* _YOUR INSTRUCTIONS_: Reproduce each line of the material exactly, minus any picture.

* _SUPPLIED MATERIAL_:
-- Start --

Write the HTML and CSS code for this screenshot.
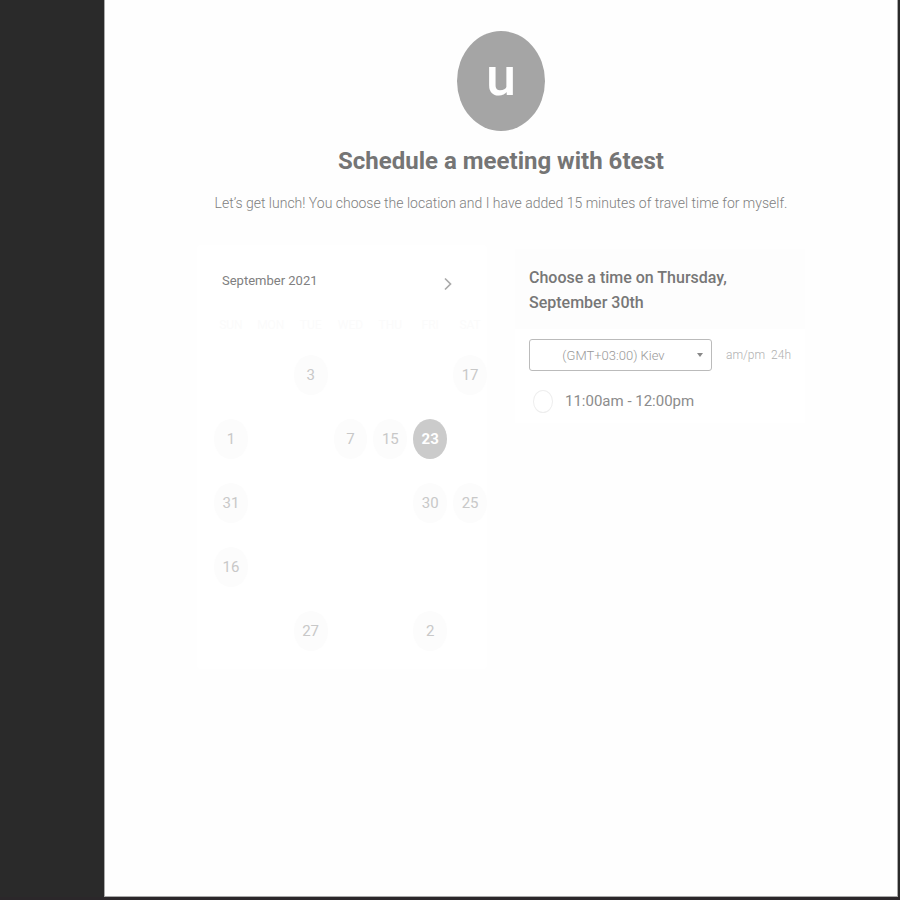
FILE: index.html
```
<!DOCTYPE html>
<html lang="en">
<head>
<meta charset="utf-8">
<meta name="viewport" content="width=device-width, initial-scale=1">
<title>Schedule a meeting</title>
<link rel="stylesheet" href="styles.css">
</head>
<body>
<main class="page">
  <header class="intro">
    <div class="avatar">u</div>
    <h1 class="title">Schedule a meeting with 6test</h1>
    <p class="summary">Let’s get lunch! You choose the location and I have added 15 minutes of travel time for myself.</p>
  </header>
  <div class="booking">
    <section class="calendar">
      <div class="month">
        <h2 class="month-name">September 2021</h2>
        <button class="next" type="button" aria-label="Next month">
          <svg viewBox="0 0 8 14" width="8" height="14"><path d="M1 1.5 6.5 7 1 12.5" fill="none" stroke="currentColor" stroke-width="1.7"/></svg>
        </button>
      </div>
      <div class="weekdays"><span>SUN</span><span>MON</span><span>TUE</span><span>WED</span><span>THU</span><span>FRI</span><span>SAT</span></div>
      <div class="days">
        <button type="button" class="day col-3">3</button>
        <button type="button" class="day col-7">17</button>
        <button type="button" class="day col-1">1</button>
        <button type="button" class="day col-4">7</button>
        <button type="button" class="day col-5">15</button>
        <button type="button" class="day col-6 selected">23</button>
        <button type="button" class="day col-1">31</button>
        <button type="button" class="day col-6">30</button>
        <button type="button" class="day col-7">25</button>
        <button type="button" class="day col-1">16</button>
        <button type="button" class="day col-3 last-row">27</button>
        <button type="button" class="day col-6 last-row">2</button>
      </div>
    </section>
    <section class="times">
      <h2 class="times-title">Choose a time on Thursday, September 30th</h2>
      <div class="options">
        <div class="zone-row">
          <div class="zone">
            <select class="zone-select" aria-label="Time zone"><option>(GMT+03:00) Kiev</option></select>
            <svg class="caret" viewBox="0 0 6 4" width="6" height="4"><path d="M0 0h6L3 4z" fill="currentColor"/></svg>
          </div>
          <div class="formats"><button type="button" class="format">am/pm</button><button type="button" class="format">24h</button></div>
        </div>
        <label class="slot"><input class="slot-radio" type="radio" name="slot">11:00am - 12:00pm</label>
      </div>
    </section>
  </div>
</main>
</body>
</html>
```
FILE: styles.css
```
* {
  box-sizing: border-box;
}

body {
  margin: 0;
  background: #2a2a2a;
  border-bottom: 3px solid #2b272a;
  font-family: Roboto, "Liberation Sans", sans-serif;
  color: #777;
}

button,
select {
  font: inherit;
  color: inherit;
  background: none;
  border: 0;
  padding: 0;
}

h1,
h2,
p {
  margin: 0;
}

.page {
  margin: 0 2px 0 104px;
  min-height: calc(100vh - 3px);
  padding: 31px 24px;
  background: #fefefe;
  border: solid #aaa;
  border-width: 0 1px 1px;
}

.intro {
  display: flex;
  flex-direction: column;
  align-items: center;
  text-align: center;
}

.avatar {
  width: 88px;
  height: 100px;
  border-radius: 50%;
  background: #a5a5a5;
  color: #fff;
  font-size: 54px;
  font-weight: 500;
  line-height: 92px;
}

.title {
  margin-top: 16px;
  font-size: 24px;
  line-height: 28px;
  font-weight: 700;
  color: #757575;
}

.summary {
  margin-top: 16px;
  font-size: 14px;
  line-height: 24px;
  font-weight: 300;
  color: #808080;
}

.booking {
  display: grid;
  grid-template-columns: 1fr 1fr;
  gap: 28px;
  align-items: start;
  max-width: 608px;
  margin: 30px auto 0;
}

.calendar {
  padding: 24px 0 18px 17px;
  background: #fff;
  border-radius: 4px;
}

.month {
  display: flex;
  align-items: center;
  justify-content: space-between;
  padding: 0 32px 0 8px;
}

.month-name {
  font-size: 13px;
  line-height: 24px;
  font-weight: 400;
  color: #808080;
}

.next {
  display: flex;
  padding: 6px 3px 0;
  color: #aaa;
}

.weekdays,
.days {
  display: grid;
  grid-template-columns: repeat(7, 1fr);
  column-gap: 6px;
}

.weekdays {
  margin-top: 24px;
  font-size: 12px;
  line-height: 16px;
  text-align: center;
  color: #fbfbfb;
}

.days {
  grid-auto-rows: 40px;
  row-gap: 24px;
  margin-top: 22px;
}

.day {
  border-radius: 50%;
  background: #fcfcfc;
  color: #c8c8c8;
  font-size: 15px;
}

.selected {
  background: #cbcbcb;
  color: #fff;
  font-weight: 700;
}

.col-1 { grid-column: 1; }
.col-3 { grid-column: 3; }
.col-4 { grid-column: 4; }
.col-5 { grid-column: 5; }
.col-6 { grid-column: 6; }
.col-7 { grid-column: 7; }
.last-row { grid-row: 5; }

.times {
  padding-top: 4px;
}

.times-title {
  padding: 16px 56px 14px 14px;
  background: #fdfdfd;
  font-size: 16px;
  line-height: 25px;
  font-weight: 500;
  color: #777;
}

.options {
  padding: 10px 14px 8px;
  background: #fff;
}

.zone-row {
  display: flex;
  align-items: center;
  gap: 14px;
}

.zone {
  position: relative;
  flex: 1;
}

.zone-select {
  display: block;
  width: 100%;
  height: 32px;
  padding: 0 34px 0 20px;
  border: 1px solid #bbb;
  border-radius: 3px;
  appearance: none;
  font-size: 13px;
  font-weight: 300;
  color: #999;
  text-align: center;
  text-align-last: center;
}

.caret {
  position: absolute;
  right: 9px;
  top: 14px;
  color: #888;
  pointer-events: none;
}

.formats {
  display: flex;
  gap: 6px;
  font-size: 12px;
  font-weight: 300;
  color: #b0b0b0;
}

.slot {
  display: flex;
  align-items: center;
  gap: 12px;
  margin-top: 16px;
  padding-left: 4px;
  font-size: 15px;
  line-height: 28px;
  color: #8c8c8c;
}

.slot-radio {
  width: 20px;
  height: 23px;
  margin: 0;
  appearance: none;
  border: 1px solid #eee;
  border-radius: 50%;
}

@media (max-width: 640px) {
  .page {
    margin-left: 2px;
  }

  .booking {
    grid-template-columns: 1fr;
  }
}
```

-- End --

* _FINAL ANSWER_:
Write the HTML and CSS code for this screenshot.
FILE: index.html
```
<!DOCTYPE html>
<html lang="en">
<head>
<meta charset="utf-8">
<meta name="viewport" content="width=device-width, initial-scale=1">
<title>Schedule a meeting</title>
<link rel="stylesheet" href="styles.css">
</head>
<body>
<main class="page">
  <header class="intro">
    <div class="avatar">u</div>
    <h1 class="title">Schedule a meeting with 6test</h1>
    <p class="summary">Let’s get lunch! You choose the location and I have added 15 minutes of travel time for myself.</p>
  </header>
  <div class="booking">
    <section class="calendar">
      <div class="month">
        <h2 class="month-name">September 2021</h2>
        <button class="next" type="button" aria-label="Next month">
          <svg viewBox="0 0 8 14" width="8" height="14"><path d="M1 1.5 6.5 7 1 12.5" fill="none" stroke="currentColor" stroke-width="1.7"/></svg>
        </button>
      </div>
      <div class="weekdays"><span>SUN</span><span>MON</span><span>TUE</span><span>WED</span><span>THU</span><span>FRI</span><span>SAT</span></div>
      <div class="days">
        <button type="button" class="day col-3">3</button>
        <button type="button" class="day col-7">17</button>
        <button type="button" class="day col-1">1</button>
        <button type="button" class="day col-4">7</button>
        <button type="button" class="day col-5">15</button>
        <button type="button" class="day col-6 selected">23</button>
        <button type="button" class="day col-1">31</button>
        <button type="button" class="day col-6">30</button>
        <button type="button" class="day col-7">25</button>
        <button type="button" class="day col-1">16</button>
        <button type="button" class="day col-3 last-row">27</button>
        <button type="button" class="day col-6 last-row">2</button>
      </div>
    </section>
    <section class="times">
      <h2 class="times-title">Choose a time on Thursday, September 30th</h2>
      <div class="options">
        <div class="zone-row">
          <div class="zone">
            <select class="zone-select" aria-label="Time zone"><option>(GMT+03:00) Kiev</option></select>
            <svg class="caret" viewBox="0 0 6 4" width="6" height="4"><path d="M0 0h6L3 4z" fill="currentColor"/></svg>
          </div>
          <div class="formats"><button type="button" class="format">am/pm</button><button type="button" class="format">24h</button></div>
        </div>
        <label class="slot"><input class="slot-radio" type="radio" name="slot">11:00am - 12:00pm</label>
      </div>
    </section>
  </div>
</main>
</body>
</html>
```
FILE: styles.css
```
* {
  box-sizing: border-box;
}

body {
  margin: 0;
  background: #2a2a2a;
  border-bottom: 3px solid #2b272a;
  font-family: Roboto, "Liberation Sans", sans-serif;
  color: #777;
}

button,
select {
  font: inherit;
  color: inherit;
  background: none;
  border: 0;
  padding: 0;
}

h1,
h2,
p {
  margin: 0;
}

.page {
  margin: 0 2px 0 104px;
  min-height: calc(100vh - 3px);
  padding: 31px 24px;
  background: #fefefe;
  border: solid #aaa;
  border-width: 0 1px 1px;
}

.intro {
  display: flex;
  flex-direction: column;
  align-items: center;
  text-align: center;
}

.avatar {
  width: 88px;
  height: 100px;
  border-radius: 50%;
  background: #a5a5a5;
  color: #fff;
  font-size: 54px;
  font-weight: 500;
  line-height: 92px;
}

.title {
  margin-top: 16px;
  font-size: 24px;
  line-height: 28px;
  font-weight: 700;
  color: #757575;
}

.summary {
  margin-top: 16px;
  font-size: 14px;
  line-height: 24px;
  font-weight: 300;
  color: #808080;
}

.booking {
  display: grid;
  grid-template-columns: 1fr 1fr;
  gap: 28px;
  align-items: start;
  max-width: 608px;
  margin: 30px auto 0;
}

.calendar {
  padding: 24px 0 18px 17px;
  background: #fff;
  border-radius: 4px;
}

.month {
  display: flex;
  align-items: center;
  justify-content: space-between;
  padding: 0 32px 0 8px;
}

.month-name {
  font-size: 13px;
  line-height: 24px;
  font-weight: 400;
  color: #808080;
}

.next {
  display: flex;
  padding: 6px 3px 0;
  color: #aaa;
}

.weekdays,
.days {
  display: grid;
  grid-template-columns: repeat(7, 1fr);
  column-gap: 6px;
}

.weekdays {
  margin-top: 24px;
  font-size: 12px;
  line-height: 16px;
  text-align: center;
  color: #fbfbfb;
}

.days {
  grid-auto-rows: 40px;
  row-gap: 24px;
  margin-top: 22px;
}

.day {
  border-radius: 50%;
  background: #fcfcfc;
  color: #c8c8c8;
  font-size: 15px;
}

.selected {
  background: #cbcbcb;
  color: #fff;
  font-weight: 700;
}

.col-1 { grid-column: 1; }
.col-3 { grid-column: 3; }
.col-4 { grid-column: 4; }
.col-5 { grid-column: 5; }
.col-6 { grid-column: 6; }
.col-7 { grid-column: 7; }
.last-row { grid-row: 5; }

.times {
  padding-top: 4px;
}

.times-title {
  padding: 16px 56px 14px 14px;
  background: #fdfdfd;
  font-size: 16px;
  line-height: 25px;
  font-weight: 500;
  color: #777;
}

.options {
  padding: 10px 14px 8px;
  background: #fff;
}

.zone-row {
  display: flex;
  align-items: center;
  gap: 14px;
}

.zone {
  position: relative;
  flex: 1;
}

.zone-select {
  display: block;
  width: 100%;
  height: 32px;
  padding: 0 34px 0 20px;
  border: 1px solid #bbb;
  border-radius: 3px;
  appearance: none;
  font-size: 13px;
  font-weight: 300;
  color: #999;
  text-align: center;
  text-align-last: center;
}

.caret {
  position: absolute;
  right: 9px;
  top: 14px;
  color: #888;
  pointer-events: none;
}

.formats {
  display: flex;
  gap: 6px;
  font-size: 12px;
  font-weight: 300;
  color: #b0b0b0;
}

.slot {
  display: flex;
  align-items: center;
  gap: 12px;
  margin-top: 16px;
  padding-left: 4px;
  font-size: 15px;
  line-height: 28px;
  color: #8c8c8c;
}

.slot-radio {
  width: 20px;
  height: 23px;
  margin: 0;
  appearance: none;
  border: 1px solid #eee;
  border-radius: 50%;
}

@media (max-width: 640px) {
  .page {
    margin-left: 2px;
  }

  .booking {
    grid-template-columns: 1fr;
  }
}
```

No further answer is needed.